◆ **Short task**
Output each line exactly as it appears, skipping any embedded picture.

◆ **Data segment**
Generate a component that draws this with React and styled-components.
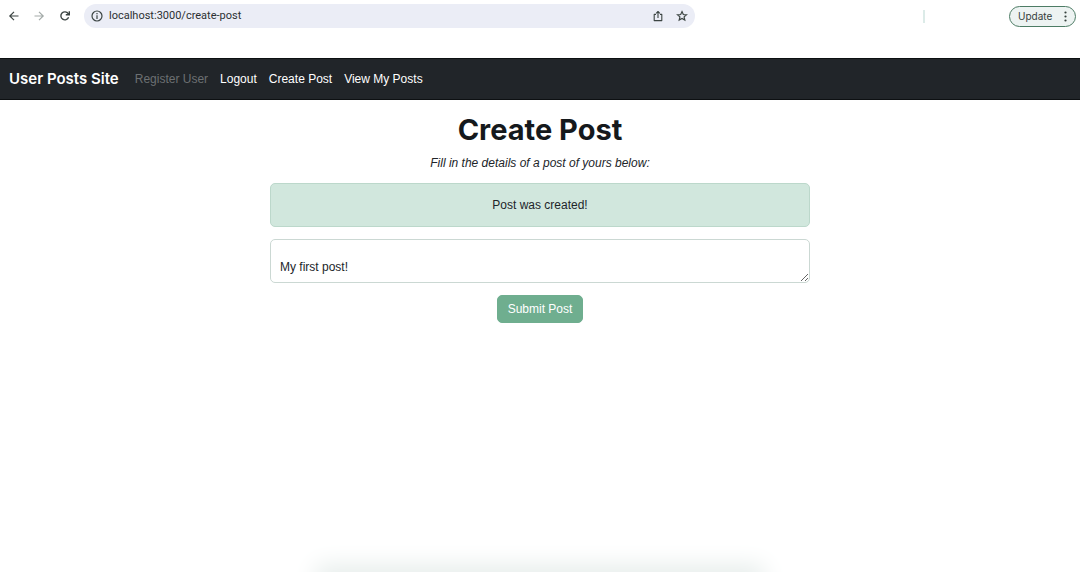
import { useState } from "react";
import styled, { createGlobalStyle } from "styled-components";

const GlobalStyle = createGlobalStyle`
    *, *::before, *::after {
        box-sizing: border-box;
    }

    body {
        margin: 0;
        background: #ffffff;
        color: #212529;
        font-family: "Liberation Sans", Arial, sans-serif;
        font-size: 12px;
        line-height: 18px;
    }

    button, textarea {
        font: inherit;
    }
`

const Page = styled.div`
    display: flex;
    flex-direction: column;
    min-height: 100vh;
    overflow: hidden;
`

const Toolbar = styled.header`
    display: flex;
    align-items: center;
    height: 32px;
    margin-bottom: 26px;
    padding: 0 4px 0 2px;
    font-family: Inter, "Liberation Sans", sans-serif;
`

const IconButton = styled.button`
    display: flex;
    align-items: center;
    justify-content: center;
    width: ${(props) => (props.$narrow ? "24px" : "26px")};
    height: 24px;
    padding: 0;
    border: none;
    background: transparent;
    color: ${(props) => (props.disabled ? "#a3aaa8" : "#3c4543")};
    cursor: pointer;
`

const AddressBar = styled.div`
    display: flex;
    align-items: center;
    flex: 0 1 611px;
    height: 24px;
    margin-left: 6px;
    padding: 0 1px;
    border-radius: 12px;
    background: #ebedf6;
`

const Address = styled.span`
    flex: 1;
    color: #2b3032;
    font-family: Roboto, "Liberation Sans", sans-serif;
    font-size: 11px;
`

const ToolbarEnd = styled.div`
    display: flex;
    align-items: center;
    gap: 84px;
    margin-left: auto;
`

const Divider = styled.span`
    width: 2px;
    height: 13px;
    background: #dcebe8;
`

const UpdateButton = styled.button`
    display: flex;
    align-items: center;
    justify-content: space-between;
    width: 67px;
    height: 21px;
    padding: 0 8px;
    border: 1px solid #4d7c65;
    border-radius: 11px;
    background: #edf3f2;
    color: #35413c;
    font-size: 10px;
    cursor: pointer;
`

const Navbar = styled.nav`
    display: flex;
    align-items: center;
    gap: 12px;
    height: 42px;
    padding: 0 9px;
    border: solid #0d1012;
    border-width: 1px 0;
    background: #212529;
`

const Brand = styled.a`
    margin-right: 4px;
    color: #ffffff;
    font-family: Inter, "Liberation Sans", sans-serif;
    font-size: 15px;
    font-weight: 600;
    text-decoration: none;
`

const NavLink = styled.a`
    color: ${(props) => (props.$muted ? "#6c7072" : "#ffffff")};
    text-decoration: none;
`

const Main = styled.main`
    display: flex;
    flex-direction: column;
    align-items: center;
    width: 50%;
    margin: 0 auto;
    padding-top: 12px;
`

const Title = styled.h1`
    margin: 0 0 6px;
    color: #15191c;
    font-family: Inter, "Liberation Sans", sans-serif;
    font-size: 29px;
    font-weight: 700;
    line-height: 36px;
`

const Subtitle = styled.p`
    margin: 0 0 11px;
    font-style: italic;
`

const Form = styled.form`
    display: flex;
    flex-direction: column;
    align-items: center;
    gap: 12px;
    width: 100%;
`

const Alert = styled.div`
    width: 100%;
    padding: 12px;
    border: 1px solid #bcd8cb;
    border-radius: 5px;
    background: #d1e7dd;
    text-align: center;
`

const PostField = styled.textarea`
    display: block;
    width: 100%;
    padding: 0 9px 6px;
    border: 1px solid #cbd8d3;
    border-radius: 5px;
    background: #ffffff;
    color: #212529;
    overflow: hidden;
    resize: vertical;
`

const SubmitButton = styled.button`
    padding: 4px 10px;
    border: 1px solid #6fae8f;
    border-radius: 5px;
    background: #6fae8f;
    color: #ffffff;
`

const DockShadow = styled.div`
    width: 40%;
    height: 10px;
    margin: auto auto -12px;
    box-shadow: 0 0 24px 8px #e4ebe9;
`

const Icon = ({ size = 14, children }) => (
    <svg
        width={size}
        height={size}
        viewBox="0 0 14 14"
        fill="none"
        stroke="currentColor"
        strokeWidth="1.2"
        aria-hidden="true"
    >
        {children}
    </svg>
)

const BrowserToolbar = () => (
    <Toolbar>
        <IconButton aria-label="Back" $narrow>
            <Icon><path d="M11.5 7H3M7 2.8L2.8 7L7 11.2" /></Icon>
        </IconButton>
        <IconButton aria-label="Forward" disabled>
            <Icon><path d="M2.5 7H11M7 2.8L11.2 7L7 11.2" /></Icon>
        </IconButton>
        <IconButton aria-label="Reload">
            <Icon>
                <path d="M10.6 8.3A4 4 0 1 1 10.2 4.6L11 5.4" strokeWidth="1.4" />
                <path d="M11.3 2.2V5.7H7.8" strokeWidth="1.4" />
            </Icon>
        </IconButton>
        <AddressBar>
            <IconButton aria-label="Site information" $narrow>
                <Icon>
                    <circle cx="7" cy="7" r="5" />
                    <path d="M7 6.3V10M7 4V5.2" />
                </Icon>
            </IconButton>
            <Address>localhost:3000/create-post</Address>
            <IconButton aria-label="Share" $narrow>
                <Icon>
                    <path d="M5 5.4H3.2V11.6H10.8V5.4H9M7 9V2.9M5.2 4.4L7 2.5L8.8 4.4" strokeWidth="1.1" strokeLinejoin="round" />
                </Icon>
            </IconButton>
            <IconButton aria-label="Bookmark" $narrow>
                <Icon>
                    <path d="M7 2.6L8.3 5.5L11.5 5.8L9.1 7.9L9.8 11.1L7 9.4L4.2 11.1L4.9 7.9L2.5 5.8L5.7 5.5Z" />
                </Icon>
            </IconButton>
        </AddressBar>
        <ToolbarEnd>
            <Divider />
            <UpdateButton>
                Update
                <svg width="3" height="11" viewBox="0 0 3 11" fill="currentColor" aria-hidden="true">
                    <circle cx="1.5" cy="1.5" r="1.1" />
                    <circle cx="1.5" cy="5.5" r="1.1" />
                    <circle cx="1.5" cy="9.5" r="1.1" />
                </svg>
            </UpdateButton>
        </ToolbarEnd>
    </Toolbar>
)

const App = () => {
    const [post, setPost] = useState("\nMy first post!")

    return (
        <Page>
            <GlobalStyle />
            <BrowserToolbar />
            <Navbar>
                <Brand href="#home">User Posts Site</Brand>
                <NavLink href="#register" $muted>Register User</NavLink>
                <NavLink href="#logout">Logout</NavLink>
                <NavLink href="#create-post">Create Post</NavLink>
                <NavLink href="#my-posts">View My Posts</NavLink>
            </Navbar>
            <Main>
                <Title>Create Post</Title>
                <Subtitle id="post-hint">Fill in the details of a post of yours below:</Subtitle>
                <Form onSubmit={(e) => e.preventDefault()}>
                    <Alert role="status">Post was created!</Alert>
                    <PostField
                        rows={2}
                        aria-labelledby="post-hint"
                        value={post}
                        onChange={(e) => setPost(e.target.value)}
                    />
                    <SubmitButton type="submit" disabled>Submit Post</SubmitButton>
                </Form>
            </Main>
            <DockShadow />
        </Page>
    )
}

export default App;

◆ **Exercise answer**
Generate a component that draws this with React and styled-components.
import { useState } from "react";
import styled, { createGlobalStyle } from "styled-components";

const GlobalStyle = createGlobalStyle`
    *, *::before, *::after {
        box-sizing: border-box;
    }

    body {
        margin: 0;
        background: #ffffff;
        color: #212529;
        font-family: "Liberation Sans", Arial, sans-serif;
        font-size: 12px;
        line-height: 18px;
    }

    button, textarea {
        font: inherit;
    }
`

const Page = styled.div`
    display: flex;
    flex-direction: column;
    min-height: 100vh;
    overflow: hidden;
`

const Toolbar = styled.header`
    display: flex;
    align-items: center;
    height: 32px;
    margin-bottom: 26px;
    padding: 0 4px 0 2px;
    font-family: Inter, "Liberation Sans", sans-serif;
`

const IconButton = styled.button`
    display: flex;
    align-items: center;
    justify-content: center;
    width: ${(props) => (props.$narrow ? "24px" : "26px")};
    height: 24px;
    padding: 0;
    border: none;
    background: transparent;
    color: ${(props) => (props.disabled ? "#a3aaa8" : "#3c4543")};
    cursor: pointer;
`

const AddressBar = styled.div`
    display: flex;
    align-items: center;
    flex: 0 1 611px;
    height: 24px;
    margin-left: 6px;
    padding: 0 1px;
    border-radius: 12px;
    background: #ebedf6;
`

const Address = styled.span`
    flex: 1;
    color: #2b3032;
    font-family: Roboto, "Liberation Sans", sans-serif;
    font-size: 11px;
`

const ToolbarEnd = styled.div`
    display: flex;
    align-items: center;
    gap: 84px;
    margin-left: auto;
`

const Divider = styled.span`
    width: 2px;
    height: 13px;
    background: #dcebe8;
`

const UpdateButton = styled.button`
    display: flex;
    align-items: center;
    justify-content: space-between;
    width: 67px;
    height: 21px;
    padding: 0 8px;
    border: 1px solid #4d7c65;
    border-radius: 11px;
    background: #edf3f2;
    color: #35413c;
    font-size: 10px;
    cursor: pointer;
`

const Navbar = styled.nav`
    display: flex;
    align-items: center;
    gap: 12px;
    height: 42px;
    padding: 0 9px;
    border: solid #0d1012;
    border-width: 1px 0;
    background: #212529;
`

const Brand = styled.a`
    margin-right: 4px;
    color: #ffffff;
    font-family: Inter, "Liberation Sans", sans-serif;
    font-size: 15px;
    font-weight: 600;
    text-decoration: none;
`

const NavLink = styled.a`
    color: ${(props) => (props.$muted ? "#6c7072" : "#ffffff")};
    text-decoration: none;
`

const Main = styled.main`
    display: flex;
    flex-direction: column;
    align-items: center;
    width: 50%;
    margin: 0 auto;
    padding-top: 12px;
`

const Title = styled.h1`
    margin: 0 0 6px;
    color: #15191c;
    font-family: Inter, "Liberation Sans", sans-serif;
    font-size: 29px;
    font-weight: 700;
    line-height: 36px;
`

const Subtitle = styled.p`
    margin: 0 0 11px;
    font-style: italic;
`

const Form = styled.form`
    display: flex;
    flex-direction: column;
    align-items: center;
    gap: 12px;
    width: 100%;
`

const Alert = styled.div`
    width: 100%;
    padding: 12px;
    border: 1px solid #bcd8cb;
    border-radius: 5px;
    background: #d1e7dd;
    text-align: center;
`

const PostField = styled.textarea`
    display: block;
    width: 100%;
    padding: 0 9px 6px;
    border: 1px solid #cbd8d3;
    border-radius: 5px;
    background: #ffffff;
    color: #212529;
    overflow: hidden;
    resize: vertical;
`

const SubmitButton = styled.button`
    padding: 4px 10px;
    border: 1px solid #6fae8f;
    border-radius: 5px;
    background: #6fae8f;
    color: #ffffff;
`

const DockShadow = styled.div`
    width: 40%;
    height: 10px;
    margin: auto auto -12px;
    box-shadow: 0 0 24px 8px #e4ebe9;
`

const Icon = ({ size = 14, children }) => (
    <svg
        width={size}
        height={size}
        viewBox="0 0 14 14"
        fill="none"
        stroke="currentColor"
        strokeWidth="1.2"
        aria-hidden="true"
    >
        {children}
    </svg>
)

const BrowserToolbar = () => (
    <Toolbar>
        <IconButton aria-label="Back" $narrow>
            <Icon><path d="M11.5 7H3M7 2.8L2.8 7L7 11.2" /></Icon>
        </IconButton>
        <IconButton aria-label="Forward" disabled>
            <Icon><path d="M2.5 7H11M7 2.8L11.2 7L7 11.2" /></Icon>
        </IconButton>
        <IconButton aria-label="Reload">
            <Icon>
                <path d="M10.6 8.3A4 4 0 1 1 10.2 4.6L11 5.4" strokeWidth="1.4" />
                <path d="M11.3 2.2V5.7H7.8" strokeWidth="1.4" />
            </Icon>
        </IconButton>
        <AddressBar>
            <IconButton aria-label="Site information" $narrow>
                <Icon>
                    <circle cx="7" cy="7" r="5" />
                    <path d="M7 6.3V10M7 4V5.2" />
                </Icon>
            </IconButton>
            <Address>localhost:3000/create-post</Address>
            <IconButton aria-label="Share" $narrow>
                <Icon>
                    <path d="M5 5.4H3.2V11.6H10.8V5.4H9M7 9V2.9M5.2 4.4L7 2.5L8.8 4.4" strokeWidth="1.1" strokeLinejoin="round" />
                </Icon>
            </IconButton>
            <IconButton aria-label="Bookmark" $narrow>
                <Icon>
                    <path d="M7 2.6L8.3 5.5L11.5 5.8L9.1 7.9L9.8 11.1L7 9.4L4.2 11.1L4.9 7.9L2.5 5.8L5.7 5.5Z" />
                </Icon>
            </IconButton>
        </AddressBar>
        <ToolbarEnd>
            <Divider />
            <UpdateButton>
                Update
                <svg width="3" height="11" viewBox="0 0 3 11" fill="currentColor" aria-hidden="true">
                    <circle cx="1.5" cy="1.5" r="1.1" />
                    <circle cx="1.5" cy="5.5" r="1.1" />
                    <circle cx="1.5" cy="9.5" r="1.1" />
                </svg>
            </UpdateButton>
        </ToolbarEnd>
    </Toolbar>
)

const App = () => {
    const [post, setPost] = useState("\nMy first post!")

    return (
        <Page>
            <GlobalStyle />
            <BrowserToolbar />
            <Navbar>
                <Brand href="#home">User Posts Site</Brand>
                <NavLink href="#register" $muted>Register User</NavLink>
                <NavLink href="#logout">Logout</NavLink>
                <NavLink href="#create-post">Create Post</NavLink>
                <NavLink href="#my-posts">View My Posts</NavLink>
            </Navbar>
            <Main>
                <Title>Create Post</Title>
                <Subtitle id="post-hint">Fill in the details of a post of yours below:</Subtitle>
                <Form onSubmit={(e) => e.preventDefault()}>
                    <Alert role="status">Post was created!</Alert>
                    <PostField
                        rows={2}
                        aria-labelledby="post-hint"
                        value={post}
                        onChange={(e) => setPost(e.target.value)}
                    />
                    <SubmitButton type="submit" disabled>Submit Post</SubmitButton>
                </Form>
            </Main>
            <DockShadow />
        </Page>
    )
}

export default App;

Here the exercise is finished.